■ GIVEN RECORDS:
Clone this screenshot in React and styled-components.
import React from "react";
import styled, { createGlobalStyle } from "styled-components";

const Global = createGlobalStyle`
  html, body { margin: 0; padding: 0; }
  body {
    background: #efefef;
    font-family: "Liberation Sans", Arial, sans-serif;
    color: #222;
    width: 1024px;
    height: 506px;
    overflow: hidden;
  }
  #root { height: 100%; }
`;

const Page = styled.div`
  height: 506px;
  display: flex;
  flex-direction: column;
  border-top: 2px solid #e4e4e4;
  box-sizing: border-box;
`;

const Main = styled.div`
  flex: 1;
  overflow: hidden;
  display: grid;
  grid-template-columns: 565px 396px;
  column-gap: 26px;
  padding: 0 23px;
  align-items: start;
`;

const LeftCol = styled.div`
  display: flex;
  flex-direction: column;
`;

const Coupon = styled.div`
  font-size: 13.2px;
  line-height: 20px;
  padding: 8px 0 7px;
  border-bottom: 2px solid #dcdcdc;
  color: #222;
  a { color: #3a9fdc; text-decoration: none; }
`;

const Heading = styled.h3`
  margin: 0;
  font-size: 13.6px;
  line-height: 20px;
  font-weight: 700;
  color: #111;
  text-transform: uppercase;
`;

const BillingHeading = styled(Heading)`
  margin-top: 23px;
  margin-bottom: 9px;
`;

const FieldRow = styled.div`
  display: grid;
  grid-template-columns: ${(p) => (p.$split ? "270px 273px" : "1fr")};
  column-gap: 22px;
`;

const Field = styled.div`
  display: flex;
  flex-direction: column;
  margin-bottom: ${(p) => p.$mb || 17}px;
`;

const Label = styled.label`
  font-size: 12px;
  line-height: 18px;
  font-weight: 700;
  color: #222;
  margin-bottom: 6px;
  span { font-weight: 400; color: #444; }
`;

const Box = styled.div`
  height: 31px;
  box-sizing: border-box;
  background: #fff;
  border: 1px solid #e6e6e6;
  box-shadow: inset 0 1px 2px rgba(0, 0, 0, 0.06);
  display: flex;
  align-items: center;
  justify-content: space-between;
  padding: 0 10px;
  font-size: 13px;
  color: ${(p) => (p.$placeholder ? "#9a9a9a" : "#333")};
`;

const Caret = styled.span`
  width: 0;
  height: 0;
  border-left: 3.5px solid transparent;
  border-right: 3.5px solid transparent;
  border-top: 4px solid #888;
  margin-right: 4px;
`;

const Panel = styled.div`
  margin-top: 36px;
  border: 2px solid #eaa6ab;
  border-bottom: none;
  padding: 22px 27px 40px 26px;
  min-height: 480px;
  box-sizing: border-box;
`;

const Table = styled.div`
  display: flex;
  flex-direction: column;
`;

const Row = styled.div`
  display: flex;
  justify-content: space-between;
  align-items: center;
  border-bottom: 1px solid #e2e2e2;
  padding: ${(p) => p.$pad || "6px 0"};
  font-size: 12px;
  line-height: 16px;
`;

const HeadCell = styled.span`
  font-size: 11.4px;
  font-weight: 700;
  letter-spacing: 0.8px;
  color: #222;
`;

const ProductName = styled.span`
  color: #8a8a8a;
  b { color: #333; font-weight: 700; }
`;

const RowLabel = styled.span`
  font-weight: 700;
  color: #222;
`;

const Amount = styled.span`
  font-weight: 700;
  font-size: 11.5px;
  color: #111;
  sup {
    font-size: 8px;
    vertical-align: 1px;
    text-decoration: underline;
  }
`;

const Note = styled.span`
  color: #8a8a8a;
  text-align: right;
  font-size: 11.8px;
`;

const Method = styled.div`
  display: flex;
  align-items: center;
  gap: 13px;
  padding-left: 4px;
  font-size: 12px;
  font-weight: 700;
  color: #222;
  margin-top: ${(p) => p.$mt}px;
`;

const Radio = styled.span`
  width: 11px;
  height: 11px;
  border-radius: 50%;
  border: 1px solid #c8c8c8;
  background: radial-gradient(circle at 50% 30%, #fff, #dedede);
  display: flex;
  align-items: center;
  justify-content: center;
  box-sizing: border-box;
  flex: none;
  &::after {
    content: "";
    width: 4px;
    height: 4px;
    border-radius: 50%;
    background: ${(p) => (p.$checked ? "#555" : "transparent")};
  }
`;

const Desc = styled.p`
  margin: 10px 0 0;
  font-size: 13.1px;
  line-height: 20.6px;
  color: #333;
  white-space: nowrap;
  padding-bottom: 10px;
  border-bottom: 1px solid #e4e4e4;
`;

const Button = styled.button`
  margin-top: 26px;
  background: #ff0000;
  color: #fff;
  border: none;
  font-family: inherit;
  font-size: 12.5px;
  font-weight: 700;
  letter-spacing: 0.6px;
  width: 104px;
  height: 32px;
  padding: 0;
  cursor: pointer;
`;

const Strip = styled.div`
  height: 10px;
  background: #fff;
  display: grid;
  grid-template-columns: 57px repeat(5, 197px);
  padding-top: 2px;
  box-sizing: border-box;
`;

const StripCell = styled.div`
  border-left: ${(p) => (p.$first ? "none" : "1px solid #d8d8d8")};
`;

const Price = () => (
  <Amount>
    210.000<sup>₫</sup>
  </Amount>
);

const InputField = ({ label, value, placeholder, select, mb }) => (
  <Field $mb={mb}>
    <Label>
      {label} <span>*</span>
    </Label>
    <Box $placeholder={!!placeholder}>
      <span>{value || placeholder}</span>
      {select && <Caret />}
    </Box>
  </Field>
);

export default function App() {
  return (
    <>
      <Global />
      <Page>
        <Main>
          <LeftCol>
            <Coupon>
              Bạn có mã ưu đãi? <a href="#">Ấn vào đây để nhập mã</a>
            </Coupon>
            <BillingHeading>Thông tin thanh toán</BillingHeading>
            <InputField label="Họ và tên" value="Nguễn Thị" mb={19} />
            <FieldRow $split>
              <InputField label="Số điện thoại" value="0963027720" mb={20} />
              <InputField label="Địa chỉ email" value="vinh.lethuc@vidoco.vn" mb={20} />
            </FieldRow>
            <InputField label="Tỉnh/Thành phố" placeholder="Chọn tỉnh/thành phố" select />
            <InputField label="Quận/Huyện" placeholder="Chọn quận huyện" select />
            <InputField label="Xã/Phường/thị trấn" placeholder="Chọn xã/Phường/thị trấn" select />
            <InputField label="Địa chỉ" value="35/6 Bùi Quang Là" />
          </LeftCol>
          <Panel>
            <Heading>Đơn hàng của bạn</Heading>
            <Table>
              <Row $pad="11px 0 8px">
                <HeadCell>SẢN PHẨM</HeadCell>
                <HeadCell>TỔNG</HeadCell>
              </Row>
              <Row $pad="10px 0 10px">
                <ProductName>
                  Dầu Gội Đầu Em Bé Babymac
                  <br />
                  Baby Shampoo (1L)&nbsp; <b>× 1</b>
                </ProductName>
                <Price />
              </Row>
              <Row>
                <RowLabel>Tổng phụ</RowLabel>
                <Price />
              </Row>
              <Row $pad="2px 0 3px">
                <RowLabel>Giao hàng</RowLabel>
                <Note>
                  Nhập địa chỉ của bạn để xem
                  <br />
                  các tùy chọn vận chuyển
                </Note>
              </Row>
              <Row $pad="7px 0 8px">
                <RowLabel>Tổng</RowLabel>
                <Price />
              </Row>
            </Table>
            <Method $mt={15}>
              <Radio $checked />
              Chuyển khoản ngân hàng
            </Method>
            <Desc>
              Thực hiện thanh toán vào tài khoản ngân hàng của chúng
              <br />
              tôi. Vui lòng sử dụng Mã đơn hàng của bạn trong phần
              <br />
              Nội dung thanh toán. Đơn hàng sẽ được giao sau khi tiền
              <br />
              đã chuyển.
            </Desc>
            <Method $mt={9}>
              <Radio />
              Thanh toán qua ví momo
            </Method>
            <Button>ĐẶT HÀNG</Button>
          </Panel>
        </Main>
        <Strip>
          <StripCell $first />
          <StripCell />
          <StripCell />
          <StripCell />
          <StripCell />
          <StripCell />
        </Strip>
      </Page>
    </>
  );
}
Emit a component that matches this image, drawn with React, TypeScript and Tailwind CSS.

■ SHORT TASK: Tally up the lines in the records containing the word "React", then give the count and nothing else.

■ THE SOLUTION: 3